Sibai was assassinated in the Hilton Hotel in Nicosia, Cyprus on February 18, 1978, while he was attending an Asian-African conference there. This murderous event had a negative effect on the Egyptian – Cypriot relations and forced Egypt to cut ties with Cyprus, particularly after an Egyptian special military unit landed at Larnaca International Airport to arrest the assassins without informing the Cypriot authorities. After the assassination, the two murderers took about thirty hostages of the members of the delegations participating in the Solidarity Conference and imprisoned them in the hotel cafeteria. They threatened that they would kill the hostages by grenades unless the Cypriot authorities promised to fly them out of the country. The Cypriot authorities finally yielded to their request and it was resolved to take them on board of a DC8 Cypriot plane to escape outside Cyprus. The plane took off from Larnaca International Airport. The battle between the special Egyptian force and the Cypriot army had led to the deaths of several members of the Egyptian force while many were injured on both sides. The crime was later blamed on Abu Nidal Organization (ANO), a militant Palestinian splinter group.

== His works ==
- The Deputy of Azrael – a novel (1947).
- Spectra (1947).
- Twelve Women (1948).
- Deep Hidden Secrets (1948).
- O Ye Nation Who Laughed – A book consisting of symbolic short stories (1948).

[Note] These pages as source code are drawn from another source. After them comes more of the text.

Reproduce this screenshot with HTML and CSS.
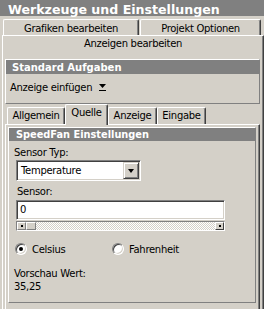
FILE: index.html
```html
<!DOCTYPE html>
<html lang="de">
<head>
    <meta charset="UTF-8">
    <meta name="viewport" content="width=device-width, initial-scale=1.0">
    <title>Werkzeuge und Einstellungen</title>
    <link rel="stylesheet" href="styles.css">
</head>
<body>
    <div class="caption">Werkzeuge und Einstellungen</div>

    <!-- Back row of the main tabs -->
    <div class="tabs-back">
        <div class="tab tab-grafiken">Grafiken bearbeiten</div>
        <div class="tab tab-projekt">Projekt Optionen</div>
    </div>

    <!-- Selected main tab and its page -->
    <div class="page">
        <div class="page-label">Anzeigen bearbeiten</div>

        <div class="group group-std">
            <div class="group-head">Standard Aufgaben</div>
            <div class="group-body">
                <span class="menu">Anzeige einfügen</span>
                <svg class="menu-arrow" width="8" height="10" viewBox="0 0 8 10">
                    <polygon points="0,1 7,1 3.5,5" fill="#000"/>
                    <rect x="0" y="7" width="7" height="1" fill="#000"/>
                </svg>
            </div>
        </div>

        <!-- Sub tabs -->
        <div class="subtabs">
            <div class="subtab st-allgemein">Allgemein</div>
            <div class="subtab st-quelle active">Quelle</div>
            <div class="subtab st-anzeige">Anzeige</div>
            <div class="subtab st-eingabe">Eingabe</div>
        </div>

        <div class="subpage">
            <div class="group group-sf">
                <div class="group-head head-sf">SpeedFan Einstellungen</div>
                <div class="fields">
                    <div class="lbl lbl-typ">Sensor Typ:</div>
                    <div class="combo">
                        <span class="combo-text">Temperature</span>
                        <span class="combo-btn"><span class="combo-tri"></span></span>
                    </div>

                    <div class="lbl lbl-sensor">Sensor:</div>
                    <div class="edit">0</div>
                    <div class="slider">
                        <span class="sbtn"><span class="sdot"></span></span>
                        <span class="sthumb"></span>
                        <span class="strack"></span>
                        <span class="sbtn sbtn-end"><span class="sdot"></span></span>
                    </div>

                    <div class="radios">
                        <div class="option">
                            <span class="radio checked"></span>
                            <span class="radio-text">Celsius</span>
                        </div>
                        <div class="option">
                            <span class="radio"></span>
                            <span class="radio-text">Fahrenheit</span>
                        </div>
                    </div>

                    <div class="lbl lbl-preview">Vorschau Wert:</div>
                    <div class="lbl">35,25</div>
                </div>
            </div>
        </div>
    </div>
</body>
</html>
```

FILE: styles.css
```css
* {
    box-sizing: border-box;
}

html,
body {
    margin: 0;
}

body {
    width: 264px;
    height: 309px;
    overflow: hidden;
    background-color: #d4d0c8;
    font-family: "DejaVu Sans", sans-serif;
    font-size: 10px;
    letter-spacing: -0.3px;
    color: #000;
}

/* Title bar */
.caption {
    height: 16px;
    padding: 2px 0 0 8px;
    line-height: 16px;
    background-color: #808080;
    color: #fff;
    font-weight: bold;
    font-size: 12.6px;
    letter-spacing: 0;
    white-space: nowrap;
}

/* Main tabs, back row */
.tabs-back {
    display: flex;
    gap: 1px;
    height: 19px;
    padding: 3px 0 0 3px;
}

.tab {
    height: 16px;
    padding-top: 1px;
    line-height: 15px;
    text-align: center;
    white-space: nowrap;
    border-top: 1px solid #fff;
    border-left: 1px solid #fff;
    border-right: 1px solid #404040;
    border-radius: 2px 2px 0 0;
    box-shadow: inset -1px 0 #808080;
}

.tab-grafiken {
    width: 136px;
}

.tab-projekt {
    width: 121px;
}

/* Page of the selected tab */
.page {
    margin-left: 2px;
    height: 274px;
    overflow: hidden;
    border-top: 1px solid #fff;
    border-left: 1px solid #fff;
    border-right: 1px solid #404040;
    box-shadow: inset -1px 0 #808080;
}

.page-label {
    height: 16px;
    line-height: 16px;
    text-align: center;
}

/* Group boxes */
.group {
    border-top: 1px solid #fff;
    border-left: 1px solid #fff;
    border-right: 1px solid #808080;
    border-bottom: 1px solid #808080;
}

.group-std {
    margin: 7px 3px 0 2px;
}

.group-head {
    height: 14px;
    padding: 1px 0 0 6px;
    line-height: 13px;
    background-color: #808080;
    color: #fff;
    font-weight: bold;
    font-size: 10px;
    letter-spacing: 0;
    white-space: nowrap;
}

.group-body {
    display: flex;
    align-items: flex-start;
    height: 29px;
    padding: 7px 0 0 4px;
    line-height: 13px;
}

.menu-arrow {
    margin: 2px 0 0 7px;
}

/* Sub tabs */
.subtabs {
    display: flex;
    align-items: flex-end;
    height: 20px;
    margin-left: 4px;
}

.subtab {
    position: relative;
    height: 17px;
    line-height: 15px;
    text-align: center;
    border-top: 1px solid #fff;
    border-left: 1px solid #fff;
    border-right: 1px solid #404040;
    border-radius: 2px 2px 0 0;
    box-shadow: inset -1px 0 #808080;
    background-color: #d4d0c8;
}

.subtab.active {
    height: 21px;
    margin-bottom: -1px;
    z-index: 1;
}

.st-allgemein {
    width: 58px;
}

.st-quelle {
    width: 43px;
}

.st-anzeige {
    width: 49px;
}

.st-eingabe {
    width: 49px;
}

.subpage {
    height: 185px;
    margin: 0 3px 0 2px;
    border-top: 1px solid #fff;
    border-left: 1px solid #fff;
    border-right: 1px solid #404040;
    box-shadow: inset -1px 0 #808080;
}

.group-sf {
    margin: 2px 3px 0 2px;
}

.head-sf {
    height: 13px;
    padding: 0 0 0 7px;
    font-size: 9.8px;
}

.fields {
    display: flex;
    flex-direction: column;
    align-items: flex-start;
    padding: 0 0 9px 5px;
}

.lbl {
    line-height: 13px;
    white-space: nowrap;
}

.lbl-typ {
    margin-top: 5px;
}

.lbl-sensor {
    margin: 4px 0 0 3px;
}

.lbl-preview {
    margin-top: 12px;
}

/* Sunken white fields */
.combo,
.edit {
    background-color: #fff;
    border: 1px solid;
    border-color: #808080 #fff #fff #808080;
    box-shadow: inset 1px 1px #404040, inset -1px -1px #d4d0c8;
}

.combo {
    display: flex;
    align-items: center;
    justify-content: space-between;
    width: 125px;
    height: 21px;
    margin: 1px 0 0 2px;
    padding: 1px;
}

.combo-text {
    padding-left: 3px;
    line-height: 17px;
}

.combo-btn {
    display: flex;
    align-items: center;
    justify-content: center;
    width: 16px;
    height: 17px;
    background-color: #d4d0c8;
    border: 1px solid;
    border-color: #d4d0c8 #404040 #404040 #d4d0c8;
    box-shadow: inset 1px 1px #fff, inset -1px -1px #808080;
}

.combo-tri {
    width: 0;
    height: 0;
    border-left: 3.5px solid transparent;
    border-right: 3.5px solid transparent;
    border-top: 4px solid #000;
}

.edit {
    width: 209px;
    height: 20px;
    margin: 2px 0 0 2px;
    padding-left: 3px;
    line-height: 18px;
}

/* Horizontal slider under the sensor field */
.slider {
    display: flex;
    width: 209px;
    height: 10px;
    margin: 1px 0 0 2px;
    border: 1px solid;
    border-color: #808080 #fff #fff #808080;
}

.sbtn,
.sthumb {
    display: flex;
    align-items: center;
    justify-content: center;
    flex: none;
    width: 9px;
    height: 8px;
    background-color: #d4d0c8;
    border: 1px solid;
    border-color: #fff #808080 #808080 #fff;
}

.sbtn-end {
    border-color: #fff #404040 #404040 #fff;
}

.sthumb {
    width: 10px;
}

.sdot {
    width: 2px;
    height: 2px;
    background-color: #000;
}

.strack {
    flex: 1;
    height: 8px;
    background-image: repeating-conic-gradient(#fff 0 25%, #d4d0c8 0 50%);
    background-size: 2px 2px;
}

/* Radio buttons */
.radios {
    display: grid;
    grid-template-columns: 97px 100px;
    align-self: stretch;
    height: 12px;
    margin: 12px 0 0 1px;
}

.option {
    display: flex;
    align-items: center;
    white-space: nowrap;
}

.radio {
    position: relative;
    flex: none;
    width: 12px;
    height: 12px;
    border-radius: 50%;
    background-color: #fff;
    border: 1px solid;
    border-color: #808080 #fff #fff #808080;
    box-shadow: inset 1px 1px #404040, inset -1px -1px #d4d0c8;
}

.radio.checked::after {
    content: "";
    position: absolute;
    top: 3px;
    left: 3px;
    width: 4px;
    height: 4px;
    border-radius: 50%;
    background-color: #000;
}

.radio-text {
    margin-left: 5px;
}
```
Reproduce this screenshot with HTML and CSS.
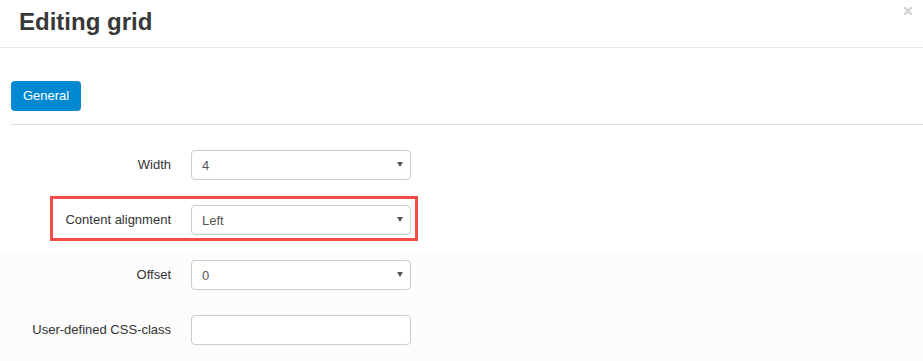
FILE: index.html
```html
<!DOCTYPE html>
<html>
<head>
<meta charset="utf-8">
<link rel="stylesheet" href="styles.css">
</head>
<body>
<div class="modal">
  <div class="modal-header">
    <h1 class="modal-title">Editing grid</h1>
    <button class="close" aria-label="Close">
      <svg width="8" height="8" viewBox="0 0 8 8"><path d="M1 1 L7 7 M7 1 L1 7" stroke="#d4d4d4" stroke-width="2.4" stroke-linecap="square"/></svg>
    </button>
  </div>
  <div class="modal-body">
    <div class="tabs">
      <button class="tab active">General</button>
    </div>
    <div class="form">
      <div class="row">
        <label class="label">Width</label>
        <div class="select"><span>4</span><i class="caret"></i></div>
      </div>
      <div class="row highlighted">
        <label class="label">Content alignment</label>
        <div class="select"><span>Left</span><i class="caret"></i></div>
      </div>
      <div class="row">
        <label class="label">Offset</label>
        <div class="select"><span>0</span><i class="caret"></i></div>
      </div>
      <div class="row">
        <label class="label">User-defined CSS-class</label>
        <div class="input"></div>
      </div>
    </div>
  </div>
</div>
</body>
</html>
```
FILE: styles.css
```css
html, body {
  margin: 0;
  padding: 0;
}
body {
  width: 923px;
  height: 361px;
  overflow: hidden;
  font-family: "Liberation Sans", Arial, sans-serif;
  color: #333;
  background: linear-gradient(to bottom, #ffffff 0, #ffffff 252px, #fcfcfc 252px, #fcfcfc 100%);
}
.modal-header {
  display: flex;
  justify-content: space-between;
  align-items: flex-start;
  height: 47px;
  border-bottom: 1px solid #e9e9e9;
  box-sizing: content-box;
}
.modal-title {
  margin: 0;
  padding: 8px 0 0 19px;
  font-size: 24px;
  line-height: 28px;
  font-weight: bold;
  color: #383838;
}
.close {
  border: 0;
  background: none;
  padding: 0;
  margin: 7px 11px 0 0;
  width: 8px;
  height: 8px;
  display: block;
}
.close svg { display: block; }
.modal-body {
  padding: 33px 0 0 11px;
}
.tabs {
  border-bottom: 1px solid #dddddd;
  padding-bottom: 13px;
}
.tab {
  display: block;
  width: 70px;
  height: 30px;
  border: 0;
  border-radius: 4px;
  background: #0288d1;
  color: #fff;
  font-family: "Liberation Sans", Arial, sans-serif;
  font-size: 13px;
  line-height: 29px;
  padding: 0 0 1px;
}
.form {
  display: flex;
  flex-direction: column;
  gap: 25px;
  padding-top: 25px;
}
.row {
  display: grid;
  grid-template-columns: 160px 220px;
  column-gap: 20px;
  align-items: center;
  height: 30px;
  position: relative;
}
.label {
  text-align: right;
  font-size: 13px;
  color: #333;
  margin-top: -1px;
}
.highlighted::before {
  content: "";
  position: absolute;
  left: 39px;
  top: -9px;
  width: 362px;
  height: 39px;
  border: 3px solid #f44c47;
  pointer-events: none;
}
.select, .input {
  height: 30px;
  box-sizing: border-box;
  border: 1px solid #cccccc;
  border-radius: 4px;
  background: #fff;
}
.select {
  display: flex;
  align-items: center;
  justify-content: space-between;
  padding: 0 7px 0 10px;
  font-size: 13px;
  color: #555;
}
.caret {
  width: 0;
  height: 0;
  border-left: 3px solid transparent;
  border-right: 3px solid transparent;
  border-top: 5px solid #555;
  margin-top: -1px;
}
```
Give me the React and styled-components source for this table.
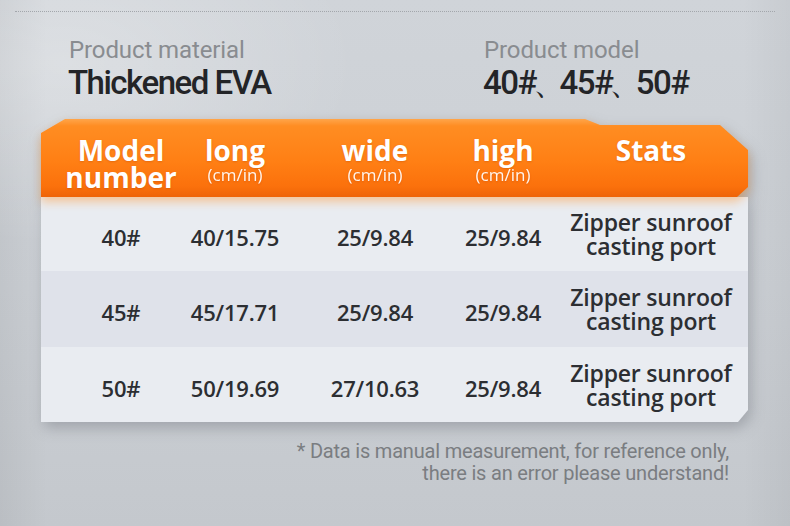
import React from "react";
import styled, { createGlobalStyle } from "styled-components";

// ----------------------------------------------------
// global
// ----------------------------------------------------
const GlobalStyle = createGlobalStyle`
  html, body {
    margin: 0;
    padding: 0;
  }
  body {
    font-family: Roboto, "Noto Sans", sans-serif;
  }
`;

const Page = styled.div`
  width: 790px;
  height: 526px;
  box-sizing: border-box;
  padding-top: 11px;
  overflow: hidden;
  background:
    radial-gradient(ellipse 420px 260px at 8% 12%, rgba(255, 255, 255, 0.28), transparent 70%),
    linear-gradient(90deg, rgba(0, 0, 0, 0.05) 0%, transparent 6%, transparent 94%, rgba(0, 0, 0, 0.04) 100%),
    linear-gradient(180deg, #d0d4d9 0%, #cbcfd4 55%, #c4c8cd 100%);
`;

const DottedLine = styled.div`
  margin: 0 15px;
  border-top: 1px dotted #a3a7ac;
`;

// ----------------------------------------------------
// 상단 스펙
// ----------------------------------------------------
const SpecRow = styled.div`
  display: grid;
  grid-template-columns: 415px 1fr;
  padding-left: 69px;
  margin-top: 24px;
`;

const SpecLabel = styled.div`
  font-size: 24px;
  line-height: 28px;
  color: #898c90;
  letter-spacing: -0.1px;
`;

const SpecValue = styled.div`
  font-size: 33px;
  line-height: 38px;
  font-weight: 500;
  color: #232427;
  letter-spacing: -1.5px;
  margin-left: -1px;
`;

const Sep = styled.span`
  margin: 0 -5px 0 -3px;
`;

// ----------------------------------------------------
// 표
// ----------------------------------------------------
const cols = [160, 68, 212, 44, 252];

const Table = styled.div`
  width: 707px;
  margin: 17px 0 0 41px;
  filter: drop-shadow(3px 6px 7px rgba(60, 66, 76, 0.28));
`;

const HeaderWrap = styled.div`
  position: relative;
  z-index: 1;
  filter: drop-shadow(0 5px 5px rgba(255, 150, 50, 0.45));
`;

const Header = styled.div`
  display: flex;
  height: 78px;
  box-sizing: border-box;
  padding-top: 18px;
  background: linear-gradient(
    180deg,
    #ffa54a 0%,
    #ff8d22 9%,
    #ff7f14 55%,
    #fb710c 86%,
    #ee6408 100%
  );
  clip-path: polygon(
    24px 0,
    544px 0,
    559px 6px,
    679px 6px,
    707px 31px,
    707px 68px,
    696px 78px,
    0 78px,
    0 14px
  );
`;

const HeadCell = styled.div`
  width: ${(p) => p.$w}px;
  flex: none;
  display: flex;
  flex-direction: column;
  align-items: center;
  color: #fff;
  font-family: "Open Sans", "Noto Sans", sans-serif;
  text-shadow: 0 1px 2px rgba(180, 70, 0, 0.35);
`;

const HeadTitle = styled.div`
  font-size: 28px;
  line-height: 27px;
  font-weight: 700;
  text-align: center;
  white-space: nowrap;
`;

const HeadUnit = styled.div`
  font-size: 17px;
  line-height: 20px;
  margin-top: 1px;
  opacity: 0.92;
`;

const Body = styled.div`
  clip-path: polygon(0 0, 100% 0, 100% calc(100% - 12px), calc(100% - 10px) 100%, 0 100%);
`;

const Row = styled.div`
  display: flex;
  height: ${(p) => p.$h}px;
  align-items: center;
  background: ${(p) => (p.$alt ? "#dfe2ea" : "#e9ecf1")};
`;

const Cell = styled.div`
  width: ${(p) => p.$w}px;
  flex: none;
  display: flex;
  justify-content: center;
  text-align: center;
  white-space: nowrap;
  color: #2c2e32;
  font-family: "Open Sans", "Noto Sans", sans-serif;
  font-weight: 600;
  font-size: ${(p) => (p.$small ? 23 : 22)}px;
  line-height: 24px;
  letter-spacing: -0.2px;
  margin-top: ${(p) => (p.$small ? 0 : 6)}px;
`;

// ----------------------------------------------------
// 하단 안내
// ----------------------------------------------------
const Note = styled.div`
  margin-top: 18px;
  padding-right: 61px;
  text-align: right;
  font-size: 20px;
  line-height: 22px;
  color: #7a7d81;
  letter-spacing: -0.2px;
`;

const rows = [
  { model: "40#", long: "40/15.75", wide: "25/9.84", high: "25/9.84", h: 74 },
  { model: "45#", long: "45/17.71", wide: "25/9.84", high: "25/9.84", h: 76 },
  { model: "50#", long: "50/19.69", wide: "27/10.63", high: "25/9.84", h: 75 },
];

const heads = [
  { title: "Model\nnumber" },
  { title: "long", unit: "(cm/in)" },
  { title: "wide", unit: "(cm/in)" },
  { title: "high", unit: "(cm/in)" },
  { title: "Stats" },
];

export default function App() {
  return (
    <>
      <GlobalStyle />
      <Page>
        <DottedLine />
        <SpecRow>
          <div>
            <SpecLabel>Product material</SpecLabel>
            <SpecValue>Thickened EVA</SpecValue>
          </div>
          <div>
            <SpecLabel>Product model</SpecLabel>
            <SpecValue>
              40#<Sep>、</Sep>45#<Sep>、</Sep>50#
            </SpecValue>
          </div>
        </SpecRow>

        <Table>
          <HeaderWrap>
            <Header>
              {heads.map((h, i) => (
                <HeadCell key={i} $w={cols[i]}>
                  {h.title.split("\n").map((line) => (
                    <HeadTitle key={line}>{line}</HeadTitle>
                  ))}
                  {h.unit && <HeadUnit>{h.unit}</HeadUnit>}
                </HeadCell>
              ))}
            </Header>
          </HeaderWrap>
          <Body>
            {rows.map((r, i) => (
              <Row key={r.model} $h={r.h} $alt={i === 1}>
                <Cell $w={cols[0]}>{r.model}</Cell>
                <Cell $w={cols[1]}>{r.long}</Cell>
                <Cell $w={cols[2]}>{r.wide}</Cell>
                <Cell $w={cols[3]}>{r.high}</Cell>
                <Cell $w={cols[4]} $small>
                  Zipper sunroof
                  <br />
                  casting port
                </Cell>
              </Row>
            ))}
          </Body>
        </Table>

        <Note>
          * Data is manual measurement, for reference only,
          <br />
          there is an error please understand!
        </Note>
      </Page>
    </>
  );
}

- The Land of Hypocrisy – a novel (1949).
- Twelve Men (1949).
- In The Parade of Passion (1949).
- From The Unknown World (1949).
- I'm going away – a novel (1950).
- These Souls (1950).
- Between Abu El-Rish And Namish Park – stories (1950).
- Lovers' Weeping Place – (1950).
- Virtue for Sale – a film (1950)
- Umm Ratiba – a play (1951).
- Al Saghamat – a novel (1952).
- Sheikh Zo'rob And Others – stories (1952).
- Dying For You, Night! – a novel (1953).
- Searching for a Body – (1953).
- Among The Ruins – a novel (1953).
- Give Back My Heart – a novel (1954).
- The Way Back – a novel (1956).
- Return My Heart – a film (1957).
- Among The Ruins – a film (1959).
- Nadia – a novel (1960).
- The Comic Society for Killing Wives – a film (1962).
- Dried Tears – a novel (1962).
- A Night with an End – a novel (1963).
- Stronger Than Time – a play (1965).
- We Do Not Sow Thrones – a novel (1969).
- You're Not Alone – a novel (1970).
- Smile on His Lips – a novel (1971).
- Life Is A Moment – a novel (1973).